„To jest demonstracja siły. Tak naprawdę tam nie ma innowacji technicznych, ale modernizacje wcześniejszych konstrukcji” – ocenił na antenie TVP Info dr Wiktor Ross, były dyplomata i ekspert ds. rosyjskich. W ten sposób Ross skomentował dzisiejszą paradę zwycięstwa, która odbyła się w Moskwie z okazji zakończenia wojny z Niemcami w 1945 roku.

Przez centrum Moskwy przeszło około 16 tysięcy żołnierzy. Pojawiły się, jak zwykle, kolumny różnego ciężkiego sprzętu, w tym czołgów czy dział samobieżnych. Według ekspertów Rosjanie nie zaprezentowali jednak tak naprawdę nic nowego.

„Obserwuję te parady od wielu lat. Przez 30 lat oglądałem cygara rakiet, które reprezentowały siłę rosyjskiej armii. To jest demonstracja siły. Tak naprawdę tam nie ma innowacji technicznych, ale modernizacje” – powiedział dr Wiktor Ross w TVP Info.

Były dyplomata ocenił też, że Putin bez wątpienia mógł odczuć swoisty ostracyzm, z jakim spotkał się wobec odmowy przybycia do Moskwy przez wielu zachodnich przywódców.

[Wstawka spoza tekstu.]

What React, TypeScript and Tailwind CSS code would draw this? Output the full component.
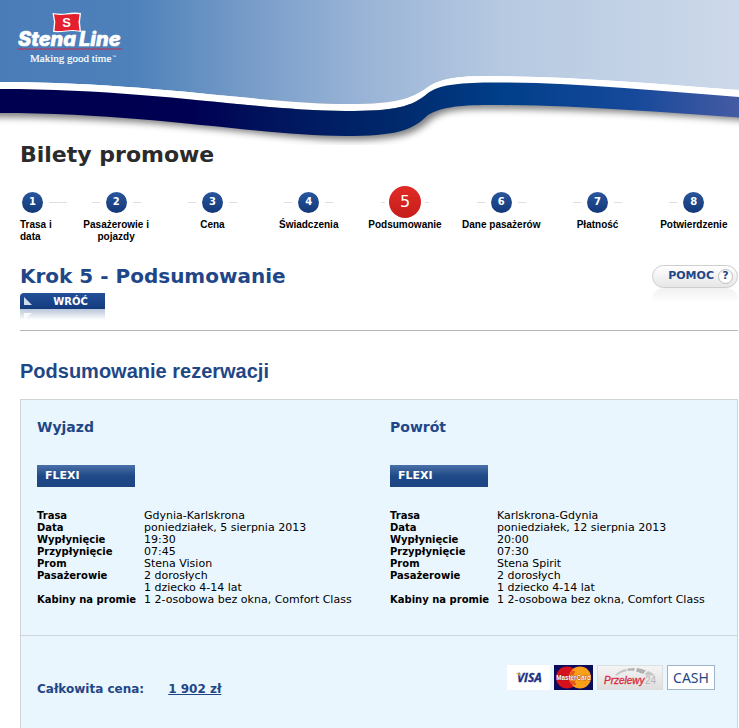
import clsx from 'clsx';

interface Step {
  label: string;
  active?: boolean;
}

interface Trip {
  title: string;
  fare: string;
  rows: [string, string[]][];
}

const steps: Step[] = [
  { label: 'Trasa i data' },
  { label: 'Pasażerowie i pojazdy' },
  { label: 'Cena' },
  { label: 'Świadczenia' },
  { label: 'Podsumowanie', active: true },
  { label: 'Dane pasażerów' },
  { label: 'Płatność' },
  { label: 'Potwierdzenie' },
];

const trips: Trip[] = [
  {
    title: 'Wyjazd',
    fare: 'FLEXI',
    rows: [
      ['Trasa', ['Gdynia-Karlskrona']],
      ['Data', ['poniedziałek, 5 sierpnia 2013']],
      ['Wypłynięcie', ['19:30']],
      ['Przypłynięcie', ['07:45']],
      ['Prom', ['Stena Vision']],
      ['Pasażerowie', ['2 dorosłych', '1 dziecko 4-14 lat']],
      ['Kabiny na promie', ['1 2-osobowa bez okna, Comfort Class']],
    ],
  },
  {
    title: 'Powrót',
    fare: 'FLEXI',
    rows: [
      ['Trasa', ['Karlskrona-Gdynia']],
      ['Data', ['poniedziałek, 12 sierpnia 2013']],
      ['Wypłynięcie', ['20:00']],
      ['Przypłynięcie', ['07:30']],
      ['Prom', ['Stena Spirit']],
      ['Pasażerowie', ['2 dorosłych', '1 dziecko 4-14 lat']],
      ['Kabiny na promie', ['1 2-osobowa bez okna, Comfort Class']],
    ],
  },
];

const Logo = () => (
  <svg className="absolute left-4 top-3 h-14 w-[112px]" viewBox="16 12 112 56" role="img" aria-label="Stena Line">
    <path d="M52.500 13Q60 14.500 67 13.300T81 13L80 22L81 32Q73 30.500 66 31.500T53 32L54 22Z" fill="#fff" />
    <path d="M54 14.300Q60 15.500 67 14.500T79.500 14.300L78.500 22L79.500 30.700Q73 29.500 66 30.500T54.500 30.700L55.300 22Z" fill="#e5202e" />
    <text x="66.500" y="27" textAnchor="middle" fontSize="13" fontWeight="bold" fill="#fff" fontFamily="'Liberation Sans', Arial, sans-serif">S</text>
    <text x="18" y="46" fontSize="20" fontWeight="800" fontStyle="italic" fill="#fff" stroke="#fff" strokeWidth="0.6" fontFamily="'Inter', sans-serif">Stena</text>
    <text x="79" y="46" fontSize="20" fontWeight="800" fontStyle="italic" fill="#fff" stroke="#fff" strokeWidth="0.6" fontFamily="'Inter', sans-serif">Line</text>
    <rect x="18" y="48.500" width="104" height="1" fill="#c8284a" />
    <text x="30" y="62" fontSize="11" fill="#fff" stroke="#fff" strokeWidth="0.2" fontFamily="'Liberation Serif', 'Times New Roman', serif">Making good time</text>
    <text x="112" y="58" fontSize="4" fill="#fff" fontFamily="'Liberation Sans', Arial, sans-serif">™</text>
  </svg>
);

const Header = () => (
  <header className="relative h-[145px]">
    <svg className="h-full w-full" viewBox="0 0 739 145" preserveAspectRatio="none" aria-hidden="true">
      <defs>
        <linearGradient id="sky">
          <stop offset="0" stopColor="#4a7db8" />
          <stop offset="0.18" stopColor="#4e81ba" />
          <stop offset="0.34" stopColor="#789dc9" />
          <stop offset="0.5" stopColor="#9bb5d7" />
          <stop offset="0.68" stopColor="#b6c9e1" />
          <stop offset="1" stopColor="#cdd9ea" />
        </linearGradient>
        <linearGradient id="ribbon">
          <stop offset="0" stopColor="#000050" />
          <stop offset="0.26" stopColor="#000052" />
          <stop offset="0.36" stopColor="#00135c" />
          <stop offset="0.54" stopColor="#002a6c" />
          <stop offset="0.68" stopColor="#003f8a" />
          <stop offset="0.86" stopColor="#17499b" />
          <stop offset="1" stopColor="#455ba3" />
        </linearGradient>
        <filter id="soft" x="-5%" y="-20%" width="110%" height="140%">
          <feGaussianBlur stdDeviation="3.5" />
        </filter>
      </defs>
      <path
        d="M-20 100H760V122C690 115 570 109 495 109C455 109 442 110 428 122C412 138 385 140 345 140C270 139 170 117 -20 117Z"
        fill="#000"
        opacity="0.5"
        filter="url(#soft)"
      />
      <path
        d="M0 0H739V90C660 84 570 76 490 76C455 76 440 79 428 87C412 99 395 104 350 104C260 104 150 82 0 82Z"
        fill="url(#sky)"
      />
      <path
        d="M0 82C150 82 260 104 350 104C395 104 412 99 428 87C440 79 455 76 490 76C570 76 660 84 739 90V98C660 91 570 83 490 83C455 84 440 85 428 93C412 107 395 111 345 111C260 111 150 89 0 89Z"
        fill="#fff"
      />
      <path
        d="M0 89C150 89 260 111 345 111C395 111 412 107 428 93C440 85 455 83 490 82.500C570 82 660 91 739 97V117.500C660 112 570 105 490 105C455 105 440 108 428 115C412 131 395 136 345 136C260 136 150 113 0 113Z"
        fill="url(#ribbon)"
      />
    </svg>
    <Logo />
  </header>
);

const Steps = () => (
  <ol className="-mr-1 mt-[17px] flex">
    {steps.map(({ label, active }, i) => (
      <li
        key={label}
        className={clsx(
          "flex flex-col text-[10px] leading-3 font-bold text-black font-['Liberation_Sans',Arial,sans-serif]",
          i === 0 ? 'w-12 items-start' : 'flex-1 items-center text-center'
        )}
      >
        <div className={clsx('flex h-8 items-center', active ? 'gap-1' : 'gap-1.5', i === 0 && 'pl-0.5')}>
          {i > 0 && <span className={clsx('h-px bg-[#dfdfdf]', active ? 'w-1' : 'w-2')} />}
          <span
            className={clsx(
              "flex items-center justify-center rounded-full text-white font-['DejaVu_Sans',Verdana,sans-serif]",
              active
                ? 'size-8 bg-linear-to-b from-[#e22a25] to-[#c41f1c] text-base font-normal'
                : 'size-[21px] bg-linear-to-b from-[#2a569c] to-[#123878] text-[10px]'
            )}
          >
            {i + 1}
          </span>
          <span
            className={clsx(
              'h-px',
              i < steps.length - 1 && 'bg-[#dfdfdf]',
              i === 0 ? 'w-[18px]' : active ? 'w-1' : 'w-2'
            )}
          />
        </div>
        <span className={clsx('mt-px', i === 0 ? 'w-9' : 'max-w-20')}>{label}</span>
      </li>
    ))}
  </ol>
);

const TripDetails = ({ title, fare, rows }: Trip) => (
  <section>
    <h3 className="text-sm leading-5 font-bold text-[#1f4788]">{title}</h3>
    <div className="mt-7 flex h-[22px] w-[98px] items-center bg-linear-to-b from-[#4a70a8] via-[#1f4a87] via-50% to-[#1c4582] pl-2 text-[11px] font-bold text-white">
      {fare}
    </div>
    <table className="mt-[23px] w-full text-left text-[11px] leading-3 text-black">
      <tbody>
        {rows.map(([name, values]) => (
          <tr key={name} className="align-top">
            <th scope="row" className="w-[107px] p-0 text-[10px] leading-3 font-bold whitespace-nowrap">{name}</th>
            <td className="p-0 whitespace-nowrap">
              {values.map((value) => (
                <div key={value}>{value}</div>
              ))}
            </td>
          </tr>
        ))}
      </tbody>
    </table>
  </section>
);

const Payments = () => (
  <div className="flex gap-1">
    <svg className="h-[25px] w-[43px]" viewBox="0 0 43 25" role="img" aria-label="Visa">
      <rect width="43" height="25" fill="#fff" />
      <text x="10" y="17" fontSize="12" fontWeight="bold" fontStyle="italic" fill="#1c2f86" stroke="#1c2f86" strokeWidth="0.3" fontFamily="'Open Sans', sans-serif">VISA</text>
      <path d="M8.500 8H12.500L13.500 12Q11.500 9 8.500 8Z" fill="#e8a325" />
    </svg>
    <svg className="h-[25px] w-[39px]" viewBox="0 0 39 25" role="img" aria-label="MasterCard">
      <rect width="39" height="25" fill="#0b0b5c" />
      <circle cx="13" cy="12.500" r="11" fill="#d3101c" />
      <circle cx="26" cy="12.500" r="11" fill="#f9a01b" />
      <path d="M17 7H21M16 9H20M16 17H21M17 19H22" stroke="#d3101c" />
      <text x="19.500" y="15" textAnchor="middle" fontSize="6.300" fontWeight="bold" fill="#fff" stroke="#7a1010" strokeWidth="0.6" paintOrder="stroke" fontFamily="'Liberation Sans', Arial, sans-serif">MasterCard</text>
    </svg>
    <svg className="h-[25px] w-[66px]" viewBox="0 0 66 25" role="img" aria-label="Przelewy24">
      <defs>
        <linearGradient id="silver" x2="0" y2="1">
          <stop offset="0" stopColor="#f5f5f5" />
          <stop offset="1" stopColor="#dedede" />
        </linearGradient>
      </defs>
      <rect x="0.500" y="0.500" width="65" height="24" fill="url(#silver)" stroke="#dcdfe0" />
      <path d="M18 10Q23 5 29 4L30 6Q24 7 20 10.500Z" fill="#c4c4c4" />
      <path d="M30 3.800Q34 2.800 38 3L37 6Q34 5.500 31 6Z" fill="#b8b8b8" />
      <path d="M40 3Q45 3.500 49 5.500L46 9Q42 7 39 6.500Z" fill="#b0b0b0" />
      <path d="M51 6Q56 8 58 10.500H49Q48.500 9.500 48 9Z" fill="#c4c4c4" />
      <text x="7" y="19" fontSize="10" fontStyle="italic" fill="#d9283c" stroke="#d9283c" strokeWidth="0.3" fontFamily="'Liberation Sans', Arial, sans-serif">Przelewy</text>
      <text x="48" y="19" fontSize="10" fill="#b5b5b5" fontFamily="'Liberation Sans', Arial, sans-serif">24</text>
    </svg>
    <span className="flex h-[25px] w-12 items-center justify-center border border-[#9fb3cc] bg-white text-sm text-[#1f4788] font-['Noto_Sans',sans-serif]">
      CASH
    </span>
  </div>
);

export default function App() {
  return (
    <div className="flex min-h-screen flex-col overflow-x-hidden bg-white font-['DejaVu_Sans',Verdana,sans-serif]">
      <Header />
      <main className="mr-px ml-5 -mt-1 flex flex-1 flex-col">
        <h1 className="text-[22px] leading-7 font-bold text-[#2b2b2b]">Bilety promowe</h1>
        <Steps />

        <div className="mt-[19px] flex items-start justify-between border-b border-[#b4b4b4] pb-2.5">
          <div>
            <h2 className="text-xl leading-7 font-bold text-[#1f4788]">Krok 5 - Podsumowanie</h2>
            <button
              type="button"
              className="mt-[3px] flex h-4 w-[85px] items-center rounded-tl bg-linear-to-b from-[#24509a] to-[#133a7c] pl-1 text-[10px] font-bold text-white"
            >
              <svg className="size-2" viewBox="0 0 8 8" aria-hidden="true">
                <path d="M0 0L8 8H0Z" fill="#cfdcf0" />
              </svg>
              <span className="flex-1 pl-1">WRÓĆ</span>
            </button>
            <svg className="h-[11px] w-[85px]" viewBox="0 0 85 11" aria-hidden="true">
              <defs>
                <linearGradient id="mirror" x2="0" y2="1">
                  <stop offset="0" stopColor="#b9c5da" />
                  <stop offset="1" stopColor="#fff" />
                </linearGradient>
              </defs>
              <rect width="85" height="11" fill="url(#mirror)" />
              <path d="M4 4H12L4 11Z" fill="#fff" opacity="0.8" />
            </svg>
          </div>
          <div className="mt-[3px]">
            <button
              type="button"
              className="flex h-[23px] w-[86px] items-center justify-end gap-1 rounded-full border border-[#cdcdcd] bg-linear-to-b from-white to-[#e6e6e6] pr-1 text-[11px] font-bold text-[#1f4788]"
            >
              POMOC
              <span className="flex size-[15px] items-center justify-center rounded-full border border-[#bdbdbd] bg-white">?</span>
            </button>
            <div className="h-3.5 rounded-t-xl bg-linear-to-b from-[#f0f0f0] to-white" />
          </div>
        </div>

        <h2 className="mt-7 text-xl leading-6 font-bold text-[#1f4788] font-['Liberation_Sans',Arial,sans-serif]">
          Podsumowanie rezerwacji
        </h2>

        <div className="mt-4 flex-1 border border-b-0 border-[#cfd4d7] bg-[#eaf6fd]">
          <div className="grid grid-cols-2 gap-[22px] border-b border-[#cfd4d7] px-4 pt-[17px] pb-[29px]">
            {trips.map((trip) => (
              <TripDetails key={trip.title} {...trip} />
            ))}
          </div>
          <div className="flex items-start justify-between px-[22px] pt-[29px] pb-8 pl-4">
            <p className="mt-3.5 flex gap-6 text-xs leading-5 font-bold text-[#1f4788]">
              Całkowita cena:
              <a href="#cena" className="underline">1 902 zł</a>
            </p>
            <Payments />
          </div>
        </div>
      </main>
    </div>
  );
}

Z zaproszonych 68 liderów do stolicy Rosji przyjechało jedynie 20, z czego nie wszyscy nawet pojawili się na Placu Czerwonym, by obserwować paradę.

„Ważna jest nie tylko liczba gości, ale także ich jakość” – powiedział Ross. „Przyjechały głównie głowy państw WNP i BRICS” – dodał.

Były dyplomata ocenił ponadto, że Rosjanie cały czas posługują się bardzo szczególną narracją historyczno-polityczną. Otóż ich zdaniem wojna wcale się nie skończyła. „Świat nie akceptuje zupełnie schizofrenicznej konstrukcji, polegającej na tym, że w zasadzie druga wojna światowa wciąż trwa” – powiedział Ross.